Apparently people love Amazon.com. This photographer says, one year he bought almost all his Christmas presents from the online retail giant. (Photo by Michael Lehenbauer on Flickr)

 

As the holiday season slowly winds down — or comes to a screeching halt depending on how long you waited to shop — it is interesting to consider how one retailer gains the edge over another. The answer, it turns out, might boil down to emotions.

At least according to New Media Metrics, an analytical marketing firm that quantitatively measures consumer’s emotional attachment to over 350 brands and compiles a list called the Leap Index — which stands for “Leveraging Emotional Attachment for Profit.”

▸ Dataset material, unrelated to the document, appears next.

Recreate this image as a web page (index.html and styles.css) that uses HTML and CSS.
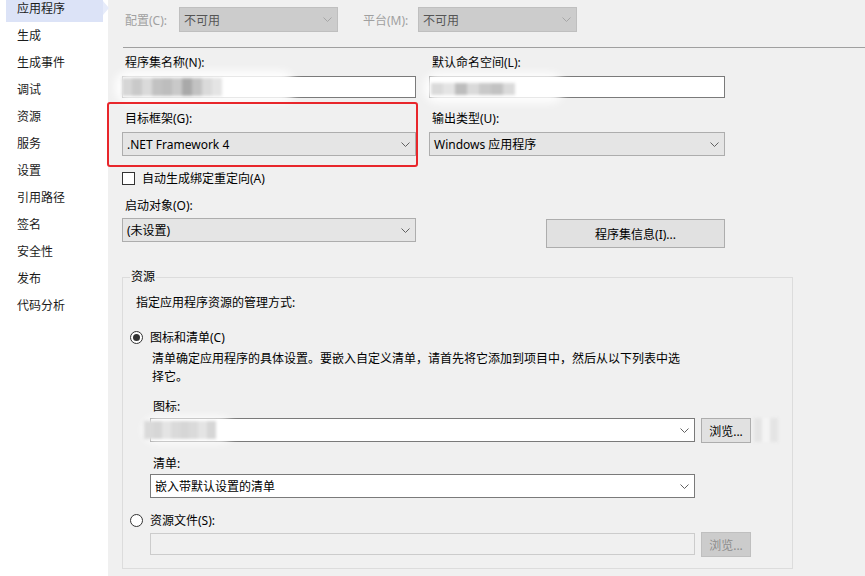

This year, according to Forbes, the top ten Leap brands are:

  1. Amazon.com
  2. Victoria’s Secret
  3. Wal-Mart
  4. Target
  5. GameStop
  6. H&M
  7. Best Buy
  8. Abercrombie and Fitch
  9. Kohl’s
  10. Macy’s

The strategic marketing firm also has statistics to back up their list. They use independent study data to claim that a customer is 40% more likely to pay attention to media they have a strong attachment to. The company also touts that brand attachment makes a person 2.5 times more likely to pay attention to an ad promoting a given brand. But New Media Metrics’ home run statistic is this: “Targeted consumers who are emotionally attached to a brand in the media they are emotionally attached to are 3 times more likely to consider purchasing that brand.” In other words, emotions equal sales by pinpointing which customers to work hardest for, New Media Metrics claims this improves Return on Investment and optimizes marketing investments.

So how does it work?

New Media Metrics does not publicly disclose their formula. But Emotional Attachment is measures on a zero to 10 scale and barrows ideas and data from 70 years of academic history.

Speaking to Forbes, New Media Metrics Co-Founder Denise Larson said, “Perhaps the more vulnerable retailers have to revisit their brand positionings and merchandising strategies, because they may not be able to be all things to all people–unless you’re the market leader.”